Comme l’ont justement souligné un certain nombre de commentateurs enthousiastes, dont l’éminent spécialiste italien de fumetti Oreste del Buono [2], le miracle de cette bande dessinée Barnaby est que, tout en étant assez précisément située dans l’espace et dans le temps, elle échappe sans effort à ce cadre. Telle allusion à tel poète anglo-saxon dans la v.o. ne dira rien au public français et le traducteur, nous précise un avertissement, ne s’est pas interdit à l’occasion de « parisianiser » les dialogues. Cette transposition n’a pas dû être toujours facile, et un judicieux cahier final est là pour nous éclairer sur les différences entre la v.o. et la v.f., mais la v.f. ici sonne aussi juste que la v.o.
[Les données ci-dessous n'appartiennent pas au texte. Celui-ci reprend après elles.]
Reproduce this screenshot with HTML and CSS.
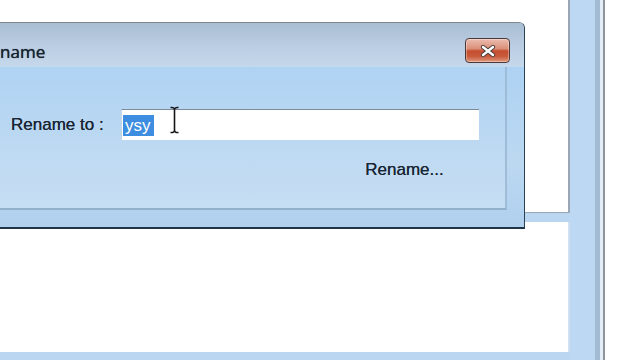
FILE: index.html
```html
<!DOCTYPE html>
<html>
<head>
<meta charset="utf-8">
<link rel="stylesheet" href="styles.css">
</head>
<body>
<div class="desktop">
  <div class="win">
    <div class="win-main">
      <div class="pane pane-top"></div>
      <div class="pane pane-bottom"></div>
    </div>
    <div class="win-frame"></div>
  </div>

  <div class="dialog">
    <div class="titlebar">
      <span class="title">Rename</span>
      <div class="close">
        <svg width="16" height="12" viewBox="0 0 16 12">
          <path d="M3 2 L13 10 M13 2 L3 10" stroke="#4a3a3a" stroke-width="4.2" stroke-linecap="round"/>
          <path d="M3 2 L13 10 M13 2 L3 10" stroke="#ffffff" stroke-width="2.4" stroke-linecap="round"/>
        </svg>
      </div>
    </div>
    <div class="body">
      <div class="client">
        <div class="row">
          <span class="label">Rename to :</span>
          <div class="input"><span class="sel">ysy</span>
            <svg class="ibeam" width="11" height="28" viewBox="0 0 11 28">
              <path d="M1.5 1.5 Q5.5 1 5.5 4 Q5.5 1 9.5 1.5 M5.5 4 V24 M1.5 26.5 Q5.5 27 5.5 24 Q5.5 27 9.5 26.5" stroke="#151515" stroke-width="1.6" fill="none"/>
            </svg>
          </div>
        </div>
        <div class="actions">
          <div class="btn">Rename...</div>
        </div>
      </div>
    </div>
  </div>
</div>
</body>
</html>
```
FILE: styles.css
```css
html, body {
  margin: 0;
  padding: 0;
  background: #ffffff;
}
.desktop {
  position: relative;
  width: 640px;
  height: 360px;
  overflow: hidden;
  background: #ffffff;
}
.win {
  display: flex;
  width: 605px;
  height: 360px;
}
.win-main {
  width: 570px;
  display: flex;
  flex-direction: column;
  gap: 9px;
  background: #bad6f1;
}
.pane {
  background: #ffffff;
  border-right: 2px solid #9ba7b5;
}
.pane-top {
  height: 212px;
  border-bottom: 1px solid #9ba7b5;
}
.pane-bottom {
  height: 130px;
  border-right-color: #cfe0f2;
}
.win-frame {
  width: 35px;
  background: linear-gradient(to right, #bcd8f2 0 25px, #a4bcd3 25px 30px, #e3edf7 30px 33px, #8e959d 33px 35px);
}

.dialog {
  position: absolute;
  left: -30px;
  top: 22px;
  width: 554px;
  height: 204px;
  border-top: 1px solid #7f8791;
  border-right: 1px solid #2b4252;
  border-bottom: 2px solid #1e3545;
  border-top-right-radius: 6px;
  display: flex;
  flex-direction: column;
  background: #b5d5f1;
  overflow: hidden;
}
.titlebar {
  height: 44px;
  display: flex;
  justify-content: space-between;
  align-items: flex-start;
  padding: 0 14px 0 10px;
  background: linear-gradient(#a9bdd3, #b8cbe0 45%, #c6d8ec);
}
.title {
  align-self: center;
  margin-top: 13px;
  font-family: "Open Sans", "Noto Sans", sans-serif;
  font-size: 17px;
  color: #18222f;
  text-shadow: 0 0 0.7px #18222f;
}
.close {
  margin-top: 15px;
  width: 43px;
  height: 23px;
  border: 1px solid #4d3838;
  border-radius: 4px;
  display: flex;
  align-items: center;
  justify-content: center;
  background: linear-gradient(#ecbcae, #db907a 42%, #c64d30 52%, #c85a3c 75%, #e19a7c);
  box-shadow: inset 0 0 0 1px rgba(255,255,255,0.35);
}
.body {
  flex: 1;
  padding: 0 17px 17px 0;
  background: linear-gradient(#aed2f3, #bcd8f1 60%, #b0d0ee);
  display: flex;
}
.client {
  flex: 1;
  border-right: 2px solid #9ebcd8;
  border-bottom: 2px solid #93b0ca;
  background: linear-gradient(#afd3f3, #bed9f2 60%, #c6def3);
  padding: 42px 25px 0 40px;
  font-family: "Liberation Sans", Arial, sans-serif;
  font-size: 17px;
  color: #1a2634;
  text-shadow: 0 0 0.6px #1a2634;
}
.row {
  display: flex;
  align-items: center;
  gap: 15px;
}
.label {
  width: 95px;
  padding-left: 1px;
  white-space: nowrap;
}
.input {
  position: relative;
  width: 356px;
  height: 30px;
  background: #ffffff;
  border-top: 1px solid #7d8c9c;
  border-left: 1px solid #c9d6e2;
  display: flex;
  align-items: center;
  padding-left: 1px;
}
.sel {
  background: #3d8ee0;
  color: #ffffff;
  text-shadow: none;
  line-height: 21px;
  padding: 0 3px 0 2px;
}
.ibeam {
  position: absolute;
  left: 47px;
  top: -4px;
}
.actions {
  display: flex;
  justify-content: flex-end;
  padding-right: 8px;
  margin-top: 15px;
}
.btn {
  width: 135px;
  height: 30px;
  line-height: 30px;
  text-align: center;
}
```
Barnaby, son « fée-parrain », et leurs amis le chien qui parle ou le fantôme geignard ne sont pas made in USA. Ce sont des citoyens du monde — de ce monde intérieur que nous portons tous en nous, nous les enfants que nous étions et que, redisons-le, nous sommes restés, même si nous ne voulons pas toujours l’admettre.

 

FAL

 

Crockett Johnson, Barnaby, traduit de l’anglais par Harry Morgan, Actes Sud-l’An 2, septembre 2015, 35 €

 

 

[1] L’essentiel de Barnaby, réuni dans ce recueil, a été publié en 1942 et 1943. Le comic strip eut par la suite différents prolongements (avec la collaboration d’un scénariste ou, plus tard, avec reprise en main totale par un autre dessinateur-scénariste), mais ces prolongements ne furent jamais que de brefs hoquets.


[2] Plus avisés que les Français, les Italiens avaient publié dès 1970 une anthologie de Barnaby (Arnoldo Mondadori Editore).